Jesus had the baptismal blessing, and the angels in the wilderness, and the multiplying food, and the miraculous healings, and the voice on the mountain.

God had called these men to hard tasks, yes. But God also provided the encouragement they needed to carry out their calls. God provided physical and spiritual nourishment to them at their times of need so that they could, ultimately, carry out the difficult tasks God had entrusted to them.

And that is a comforting thought, right? To know that if God calls us to some difficult task, God will walk with us, God will provide for us so that we can accomplish that task. Especially as the problems that face our world seem so overwhelming: poverty and racism and gun violence and sexism and heterosexism and materialism and . . . and . . . and . . . We know that there are a lot of things that need to be done for God’s will to come on earth. What if God calls us to a difficult task?

The story of the Transfiguration—the stories of Moses and Elijah and Jesus—provides comfort. This story assures us that if God calls us to a difficult task, we will be allowed to hear God’s voice and experience God’s encouragement.

Of course, we can also read this story in a slightly less comforting way. What if we have it backwards? What if it’s not that those who are called to a hard task get to hear the voice of God?

What if it is that any of us foolish enough to listen for God’s voice will be given a hard task?

What if Moses had seen that burning bush and walked in the opposite direction?

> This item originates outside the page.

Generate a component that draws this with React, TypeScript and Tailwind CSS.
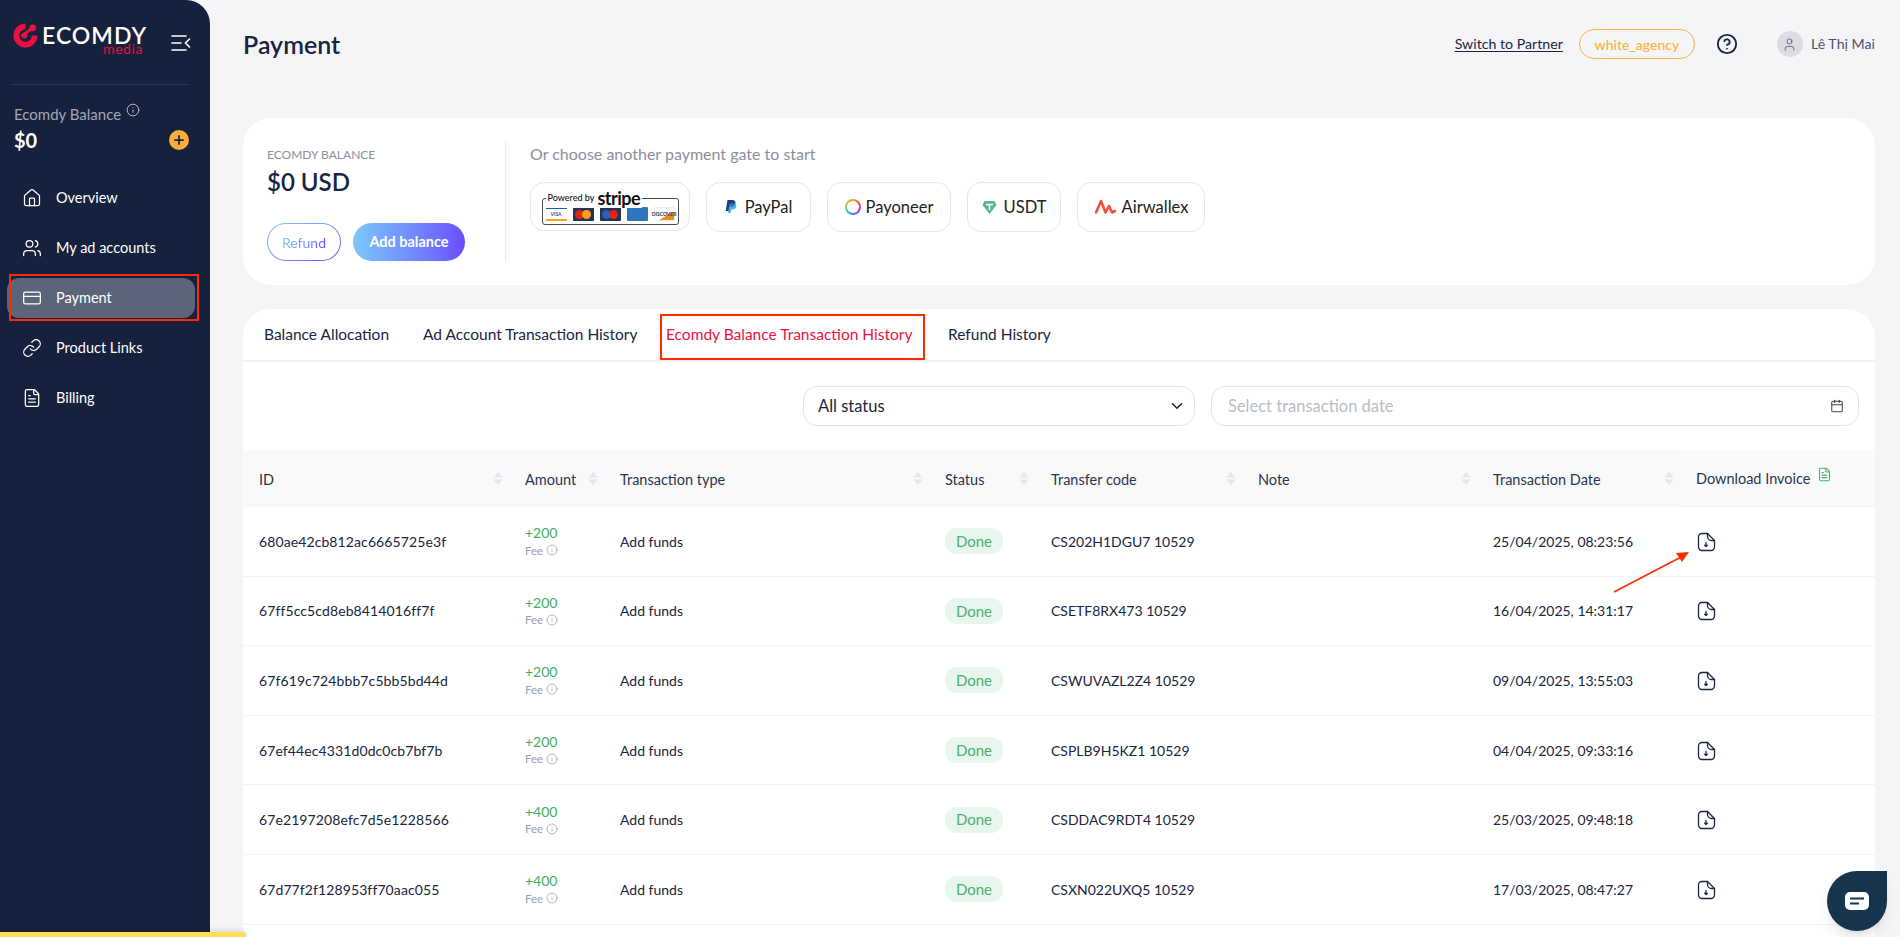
import React from 'react';
import { Home, Users, CreditCard, Link, FileText, Info, ChevronDown, Calendar, CircleHelp, User, Plus } from 'lucide-react';

const COLS = 'grid grid-cols-[266px_95px_325px_106px_207px_235px_203px_195px]';

const rows = [
  { id: '680ae42cb812ac6665725e3f', amount: '+200', code: 'CS202H1DGU7 10529', date: '25/04/2025, 08:23:56' },
  { id: '67ff5cc5cd8eb8414016ff7f', amount: '+200', code: 'CSETF8RX473 10529', date: '16/04/2025, 14:31:17' },
  { id: '67f619c724bbb7c5bb5bd44d', amount: '+200', code: 'CSWUVAZL2Z4 10529', date: '09/04/2025, 13:55:03' },
  { id: '67ef44ec4331d0dc0cb7bf7b', amount: '+200', code: 'CSPLB9H5KZ1 10529', date: '04/04/2025, 09:33:16' },
  { id: '67e2197208efc7d5e1228566', amount: '+400', code: 'CSDDAC9RDT4 10529', date: '25/03/2025, 09:48:18' },
  { id: '67d77f2f128953ff70aac055', amount: '+400', code: 'CSXN022UXQ5 10529', date: '17/03/2025, 08:47:27' },
];

const menu = [
  { label: 'Overview', Icon: Home },
  { label: 'My ad accounts', Icon: Users },
  { label: 'Payment', Icon: CreditCard, active: true },
  { label: 'Product Links', Icon: Link },
  { label: 'Billing', Icon: FileText },
];

const SortIcon = () => (
  <svg width="10" height="13" viewBox="0 0 10 13" className="shrink-0 text-[#e4e5f0]" fill="currentColor">
    <path d="M5 0l4.500 5.500h-9z" />
    <path d="M5 13L.5 7.500h9z" />
  </svg>
);

const HeadCell = ({ label }: { label: string }) => (
  <div className="flex items-center justify-between pl-4 pr-[6px]">
    <span className="pt-[3px]">{label}</span>
    {label && <SortIcon />}
  </div>
);

const DownloadDoc = () => (
  <svg width="20" height="20" viewBox="0 0 20 20" fill="none" stroke="#1a2541" strokeWidth="1.300" strokeLinecap="round" strokeLinejoin="round" className="mt-[1px]">
    <path d="M6 1.500h5.500l7 7V15a3.500 3.500 0 0 1-3.500 3.500H6A3.500 3.500 0 0 1 2.500 15V5A3.500 3.500 0 0 1 6 1.500z" />
    <path d="M11.500 1.500V4.500a4 4 0 0 0 4 4h3" />
    <path d="M10 10.500v4M8.700 13.300l1.300 1.300 1.300-1.300" />
  </svg>
);

const Logo = () => (
  <div className="flex items-start">
    <svg width="27" height="27" viewBox="0 0 28 28" className="shrink-0">
      <path d="M14 1.500A12.500 12.500 0 1 0 26.500 14h-6A6.500 6.500 0 1 1 14 7.500z" fill="#e8113f" />
      <path d="M9.500 15L21 6.500" stroke="#e8113f" strokeWidth="3" />
      <circle cx="21.500" cy="6" r="3.500" fill="#e8113f" />
      <circle cx="13" cy="14" r="3" fill="#e8113f" />
    </svg>
    <div className="ml-[3px] mt-[4px] flex flex-col items-end">
      <span className="text-[23px] leading-[18px] font-semibold tracking-[1px] text-white">ECOMDY</span>
      <span className="mr-[4px] text-[14px] leading-[10px] tracking-[0.6px] text-[#e8113f]">media</span>
    </div>
  </div>
);

const Sidebar = () => (
  <aside className="relative flex w-[210px] shrink-0 flex-col rounded-tr-[24px] bg-[#16213e] text-white">
    <div className="mx-3 mr-5 flex h-[85px] items-start justify-between border-b border-[#2b3654] pt-[22px]">
      <Logo />
      <svg width="20" height="18" viewBox="0 0 20 18" fill="none" stroke="#fff" strokeWidth="1.600" strokeLinecap="round" className="mt-[12px] -mr-[1px]">
        <path d="M1 2h14M1 9h9M1 16h14M18.500 5l-4 4 4 4" />
      </svg>
    </div>
    <div className="mx-[14px] mr-[21px] mt-[19px]">
      <div className="flex items-start gap-[5px] text-[15px] leading-5 text-[#a3a7b5]">
        Ecomdy Balance
        <Info size={14} strokeWidth={1.500} className="mt-[-1px] text-[#c5c8d2]" />
      </div>
      <div className="mt-[4px] flex items-center justify-between">
        <span className="text-[20px] leading-6 font-bold">$0</span>
        <span className="flex h-5 w-5 items-center justify-center rounded-full bg-[#f9ae3c] text-[#16213e]">
          <Plus size={14} strokeWidth={3} />
        </span>
      </div>
    </div>
    <nav className="mt-[26px] flex flex-col px-[7px]">
      {menu.map(({ label, Icon, active }) => (
        <div
          key={label}
          className={`mb-[10px] flex h-10 w-[188px] items-center gap-[14px] rounded-[12px] pb-[1px] pl-[15px] text-[14.500px] ${active ? 'bg-[#5b6579]' : ''}`}
        >
          <Icon size={20} strokeWidth={1.500} />
          {label}
        </div>
      ))}
    </nav>
    {/* red annotation around the active item */}
    <div className="absolute left-[9px] top-[274px] h-[47px] w-[190px] border-2 border-[#ff2a00]" />
  </aside>
);

const Header = () => (
  <header className="flex h-[89px] items-center justify-between">
    <h1 className="text-[25px] font-semibold text-[#1a2541]">Payment</h1>
    <div className="flex items-center pb-[1px]">
      <span className="text-[14.200px] text-[#1a2541] underline underline-offset-2">Switch to Partner</span>
      <span className="ml-4 flex h-[30px] w-[116px] items-center justify-center rounded-full border border-[#fbb040] text-[14px] font-medium text-[#fbb040]">
        white_agency
      </span>
      <CircleHelp size={22} strokeWidth={2} className="ml-[21px] text-[#1a2541]" />
      <span className="ml-[39px] flex h-[26px] w-[26px] items-center justify-center rounded-full bg-[#dcdde2] text-[#5b6579]">
        <User size={15} strokeWidth={1.500} />
      </span>
      <span className="ml-2 text-[14.200px] text-[#4b5368]">Lê Thị Mai</span>
    </div>
  </header>
);

const CardThumb = ({ className, children }: { className: string; children?: React.ReactNode }) => (
  <span className={`flex h-[14px] w-[21px] items-center justify-center rounded-[1px] text-[5px] leading-none font-bold ${className}`}>
    {children}
  </span>
);

const StripeBadge = () => (
  <div className="flex h-[49px] w-[160px] items-center justify-center rounded-[14px] border border-[#e6e6e9] bg-white">
    <div className="relative mt-[10px] flex h-[27px] w-[137px] items-end justify-between rounded-[3px] border border-[#4a4a4a] px-[3px] pb-[3px]">
      <span className="absolute -top-[11px] left-[3px] flex items-center gap-[3px] bg-white px-[2px] text-[#111]">
        <span className="text-[9px] leading-5 font-medium">Powered by</span>
        <span className="text-[18px] leading-5 font-bold tracking-[-0.5px]">stripe</span>
      </span>
      <CardThumb className="border-y-2 border-t-[#2b5aa7] border-b-[#f7a21b] bg-white text-[#2b5aa7]">VISA</CardThumb>
      <CardThumb className="bg-[#24344f]">
        <span className="h-[9px] w-[9px] rounded-full bg-[#e2231a]" />
        <span className="-ml-[2px] h-[9px] w-[9px] rounded-full bg-[#f79e1b]" />
      </CardThumb>
      <CardThumb className="bg-[#24344f]">
        <span className="h-[9px] w-[9px] rounded-full bg-[#2a5fb8]" />
        <span className="-ml-[2px] h-[9px] w-[9px] rounded-full bg-[#e2231a]" />
      </CardThumb>
      <CardThumb className="bg-[#2e77bc]" />
      <CardThumb className="border border-[#eee] bg-[linear-gradient(150deg,#fff_62%,#f08a24_63%)] text-[3px] text-[#333]">DISCOVER</CardThumb>
    </div>
  </div>
);

const Gate = ({ width, children }: { width: string; children: React.ReactNode }) => (
  <div className={`flex h-[50px] items-center justify-center gap-[5px] rounded-[14px] border border-[#e6e6e9] bg-white text-[16.500px] text-[#222] ${width}`}>
    {children}
  </div>
);

const BalanceCard = () => (
  <section className="mt-[29px] flex h-[167px] rounded-[28px] bg-white pt-6">
    <div className="flex h-[120px] w-[263px] shrink-0 flex-col border-r border-[#ececef] pl-6 pt-[5px]">
      <span className="text-[12px] leading-4 text-[#8a8f9e]">ECOMDY BALANCE</span>
      <span className="mt-[3px] text-[24px] leading-8 font-semibold text-[#1a2541]">$0 USD</span>
      <div className="mt-[25px] flex gap-3">
        <button className="h-[38px] w-[74px] rounded-full bg-gradient-to-br from-[#7cc6fb] to-[#6a4bfb] p-[1px]">
          <span className="flex h-full w-full items-center justify-center rounded-full bg-white">
            <span className="bg-gradient-to-r from-[#7cc6fb] to-[#6a4bfb] bg-clip-text text-[14px] text-transparent">Refund</span>
          </span>
        </button>
        <button className="h-[38px] w-[112px] rounded-full bg-gradient-to-r from-[#7cc6fb] to-[#6a4bfb] text-[14.500px] font-bold text-white">
          Add balance
        </button>
      </div>
    </div>
    <div className="pl-6">
      <div className="text-[16px] leading-6 text-[#8a8f9e]">Or choose another payment gate to start</div>
      <div className="mt-[16px] flex items-start gap-4">
        <StripeBadge />
        <Gate width="w-[105px]">
          <svg width="12" height="14" viewBox="0 0 12 14" className="mr-[3px]">
            <path d="M2.500 0h4.800c2.400 0 3.500 1.400 3.100 3.400-.5 2.300-2.100 3.400-4.200 3.400H4.500L3.700 11H.7z" fill="#253b80" />
            <path d="M4.500 3.500h4.200c1.700 0 3 .9 2.700 2.800-.4 2.100-1.900 3.200-3.900 3.200H6.300L5.700 13H3z" fill="#179bd7" opacity="0.750" />
          </svg>
          PayPal
        </Gate>
        <Gate width="w-[124px]">
          <span className="h-[16px] w-[16px] rounded-full bg-[conic-gradient(#f8a21a,#ef4d5d,#a53ccf,#2f8fe8,#3cc7c0,#b9d431,#f8a21a)] p-[2px]">
            <span className="block h-full w-full rounded-full bg-white" />
          </span>
          Payoneer
        </Gate>
        <Gate width="w-[94px]">
          <svg width="15" height="15" viewBox="0 0 15 15" className="mr-[2px]">
            <path d="M2.500 1h10L14.500 5 7.500 14 .5 5z" fill="#5fb598" />
            <path d="M4 4.500h7M7.500 4.500V10" stroke="#fff" strokeWidth="1.500" />
          </svg>
          USDT
        </Gate>
        <Gate width="w-[128px]">
          <svg width="23" height="18" viewBox="0 0 23 18" fill="none" stroke="#f1503c" strokeWidth="2.600" strokeLinejoin="round" strokeLinecap="round">
            <path d="M2 14.500L7 3l4.500 11.500L15 8l3 6.500 3-1.500" />
          </svg>
          Airwallex
        </Gate>
      </div>
    </div>
  </section>
);

const Tabs = () => (
  <div className="relative flex h-[53px] items-center border-b-2 border-[#f2f2f4] pl-[21px] pt-[1px] text-[15.500px] whitespace-nowrap text-[#1a2541]">
    <span className="w-[159px]">Balance Allocation</span>
    <span className="w-[243px]">Ad Account Transaction History</span>
    <span className="w-[282px] text-[#e8113f]">Ecomdy Balance Transaction History</span>
    <span>Refund History</span>
    {/* red annotation around the selected tab */}
    <div className="absolute left-[417px] top-[5px] h-[46px] w-[265px] border-2 border-[#ff2a00]" />
  </div>
);

const Filters = () => (
  <div className="flex justify-end gap-4 pr-4 pt-[24px]">
    <div className="flex h-10 w-[392px] items-center justify-between rounded-[14px] border border-[#e3e3e6] pl-[14px] pr-2 text-[16.500px] text-[#1a2541]">
      All status
      <ChevronDown size={18} strokeWidth={2} />
    </div>
    <div className="flex h-10 w-[648px] items-center justify-between rounded-[14px] border border-[#e3e3e6] pl-4 pr-[14px] text-[16.500px] text-[#b9bcc5]">
      Select transaction date
      <Calendar size={14} strokeWidth={1.800} className="text-[#3b435a]" />
    </div>
  </div>
);

const TxTable = () => (
  <div className="relative mt-[24px] text-[14px] text-[#1a2541]">
    <div className={`${COLS} h-[57px] bg-[#f9f9fa] text-[14.500px] text-[#2c3550]`}>
      <HeadCell label="ID" />
      <HeadCell label="Amount" />
      <HeadCell label="Transaction type" />
      <HeadCell label="Status" />
      <HeadCell label="Transfer code" />
      <HeadCell label="Note" />
      <HeadCell label="Transaction Date" />
      <div className="flex items-start gap-[6px] border-b border-[#f0f0f2] bg-[#fafafb] pl-4 pt-[19px] leading-5">
        Download Invoice
        <FileText size={15} strokeWidth={1.700} className="-mt-[2px] text-[#3fb56b]" />
      </div>
    </div>
    {rows.map((row) => (
      <div key={row.id} className={`${COLS} h-[69.600px] items-center border-b border-[#f2f2f4]`}>
        <div className="pl-4 tracking-[0.1px]">{row.id}</div>
        <div className="pl-4 leading-none">
          <div className="text-[#3fae62]">{row.amount}</div>
          <div className="mt-[4px] flex items-center gap-[3px] text-[11.500px] text-[#9a9eab]">
            Fee <Info size={12} strokeWidth={1.500} />
          </div>
        </div>
        <div className="pl-4">Add funds</div>
        <div className="pl-4">
          <span className="flex h-[26px] w-[58px] items-center justify-center rounded-[12px] bg-[#e8f6ee] text-[15px] text-[#4caf70]">Done</span>
        </div>
        <div className="pl-4">{row.code}</div>
        <div />
        <div className="pl-4">{row.date}</div>
        <div className="pl-4">
          <DownloadDoc />
        </div>
      </div>
    ))}
    {/* red annotation arrow pointing at the first invoice icon */}
    <svg width="80" height="44" viewBox="0 0 80 44" className="absolute left-[1370px] top-[100px]" fill="none">
      <path d="M1 42L70 6" stroke="#ff2a00" strokeWidth="1.500" />
      <path d="M76 2l-13 1 6 9z" fill="#ff2a00" />
    </svg>
  </div>
);

export default function App() {
  return (
    <div className="relative flex h-screen overflow-hidden bg-[#f5f5f8] font-['Lato','Liberation_Sans',sans-serif]">
      <Sidebar />
      <main className="flex min-w-0 flex-1 flex-col pl-[33px] pr-[25px]">
        <Header />
        <BalanceCard />
        <section className="mt-6 flex-1 rounded-t-[28px] bg-white">
          <Tabs />
          <Filters />
          <TxTable />
        </section>
      </main>
      {/* chat launcher */}
      <div className="absolute bottom-[6px] right-[13px] flex h-[60px] w-[60px] items-center justify-center rounded-full rounded-tr-[6px] bg-[#15354f] shadow-lg">
        <svg width="24" height="18" viewBox="0 0 24 18">
          <rect x="0" y="0" width="24" height="18" rx="5" fill="#fff" />
          <path d="M5 6.500h14M5 11.500h9" stroke="#15354f" strokeWidth="2" />
        </svg>
      </div>
      {/* clipped yellow notice at the bottom edge */}
      <div className="absolute bottom-0 left-0 h-[5px] w-[246px] rounded-tr-[3px] bg-[#ffdd57] shadow-[0_0_6px_rgba(0,0,0,0.2)]" />
    </div>
  );
}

He would never have had to confront Pharaoh.

The only thing we know about Elijah’s background is that his name means “my God is Yahweh.” What if he had just decided that his God was not Yahweh? He could have been a regular person instead of a prophet.

What if Jesus had spent less time in prayer listening to God and more time listening to Peter?

Was God present with these men because they were called to do hard things?

Or were they called to do hard things because they paid attention to God’s presence?

If it’s the latter, then I would say we are all pretty brave to show up here week after week.